Begin

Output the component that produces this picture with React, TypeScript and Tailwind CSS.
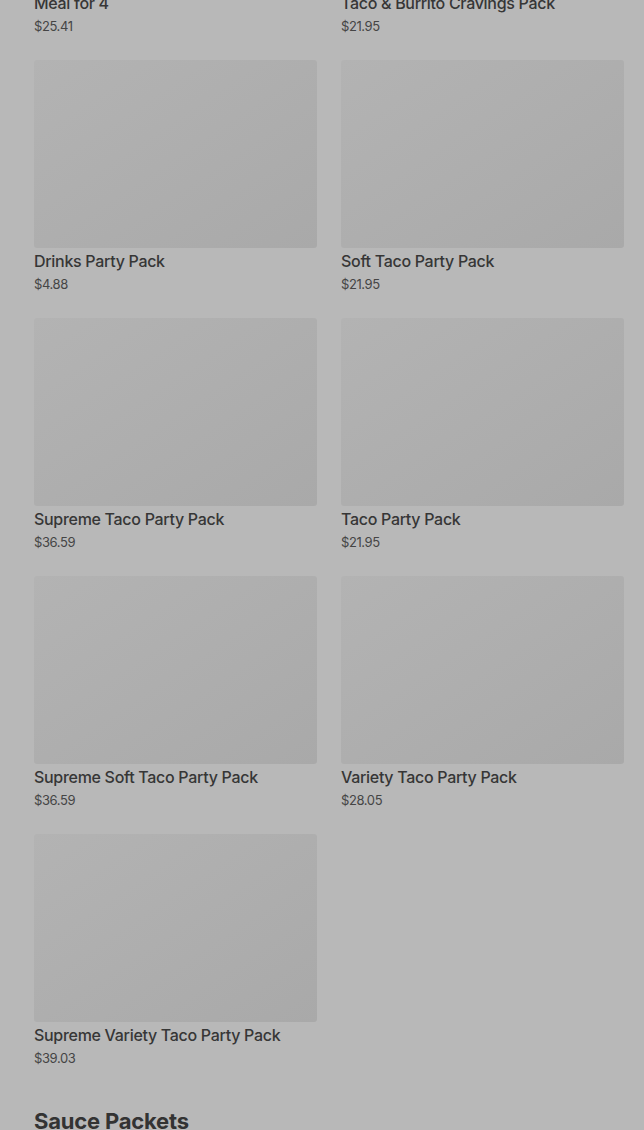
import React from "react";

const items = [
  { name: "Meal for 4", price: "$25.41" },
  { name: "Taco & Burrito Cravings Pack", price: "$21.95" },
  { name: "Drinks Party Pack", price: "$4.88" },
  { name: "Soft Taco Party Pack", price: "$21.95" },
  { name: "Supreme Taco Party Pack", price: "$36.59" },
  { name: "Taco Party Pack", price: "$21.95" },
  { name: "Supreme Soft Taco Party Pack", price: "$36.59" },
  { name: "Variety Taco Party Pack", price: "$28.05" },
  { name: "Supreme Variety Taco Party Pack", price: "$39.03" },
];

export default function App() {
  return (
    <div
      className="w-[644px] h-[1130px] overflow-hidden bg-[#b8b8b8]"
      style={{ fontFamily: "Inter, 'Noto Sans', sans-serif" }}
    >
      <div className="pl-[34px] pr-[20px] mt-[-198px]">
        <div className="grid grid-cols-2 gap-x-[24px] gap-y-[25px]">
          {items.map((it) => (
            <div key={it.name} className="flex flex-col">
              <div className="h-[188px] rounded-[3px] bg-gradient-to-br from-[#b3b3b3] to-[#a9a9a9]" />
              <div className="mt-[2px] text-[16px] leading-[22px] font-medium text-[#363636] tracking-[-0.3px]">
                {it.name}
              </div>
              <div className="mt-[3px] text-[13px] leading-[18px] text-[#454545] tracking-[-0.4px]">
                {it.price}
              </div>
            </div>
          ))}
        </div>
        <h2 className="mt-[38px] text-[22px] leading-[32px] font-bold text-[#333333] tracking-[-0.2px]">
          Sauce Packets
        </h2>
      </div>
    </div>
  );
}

End

» **TASK GOAL**
Return the listing above unchanged, apart from dropping its pictures.

» **FINISHED ANSWER**
Output the component that produces this picture with React, TypeScript and Tailwind CSS.
import React from "react";

const items = [
  { name: "Meal for 4", price: "$25.41" },
  { name: "Taco & Burrito Cravings Pack", price: "$21.95" },
  { name: "Drinks Party Pack", price: "$4.88" },
  { name: "Soft Taco Party Pack", price: "$21.95" },
  { name: "Supreme Taco Party Pack", price: "$36.59" },
  { name: "Taco Party Pack", price: "$21.95" },
  { name: "Supreme Soft Taco Party Pack", price: "$36.59" },
  { name: "Variety Taco Party Pack", price: "$28.05" },
  { name: "Supreme Variety Taco Party Pack", price: "$39.03" },
];

export default function App() {
  return (
    <div
      className="w-[644px] h-[1130px] overflow-hidden bg-[#b8b8b8]"
      style={{ fontFamily: "Inter, 'Noto Sans', sans-serif" }}
    >
      <div className="pl-[34px] pr-[20px] mt-[-198px]">
        <div className="grid grid-cols-2 gap-x-[24px] gap-y-[25px]">
          {items.map((it) => (
            <div key={it.name} className="flex flex-col">
              <div className="h-[188px] rounded-[3px] bg-gradient-to-br from-[#b3b3b3] to-[#a9a9a9]" />
              <div className="mt-[2px] text-[16px] leading-[22px] font-medium text-[#363636] tracking-[-0.3px]">
                {it.name}
              </div>
              <div className="mt-[3px] text-[13px] leading-[18px] text-[#454545] tracking-[-0.4px]">
                {it.price}
              </div>
            </div>
          ))}
        </div>
        <h2 className="mt-[38px] text-[22px] leading-[32px] font-bold text-[#333333] tracking-[-0.2px]">
          Sauce Packets
        </h2>
      </div>
    </div>
  );
}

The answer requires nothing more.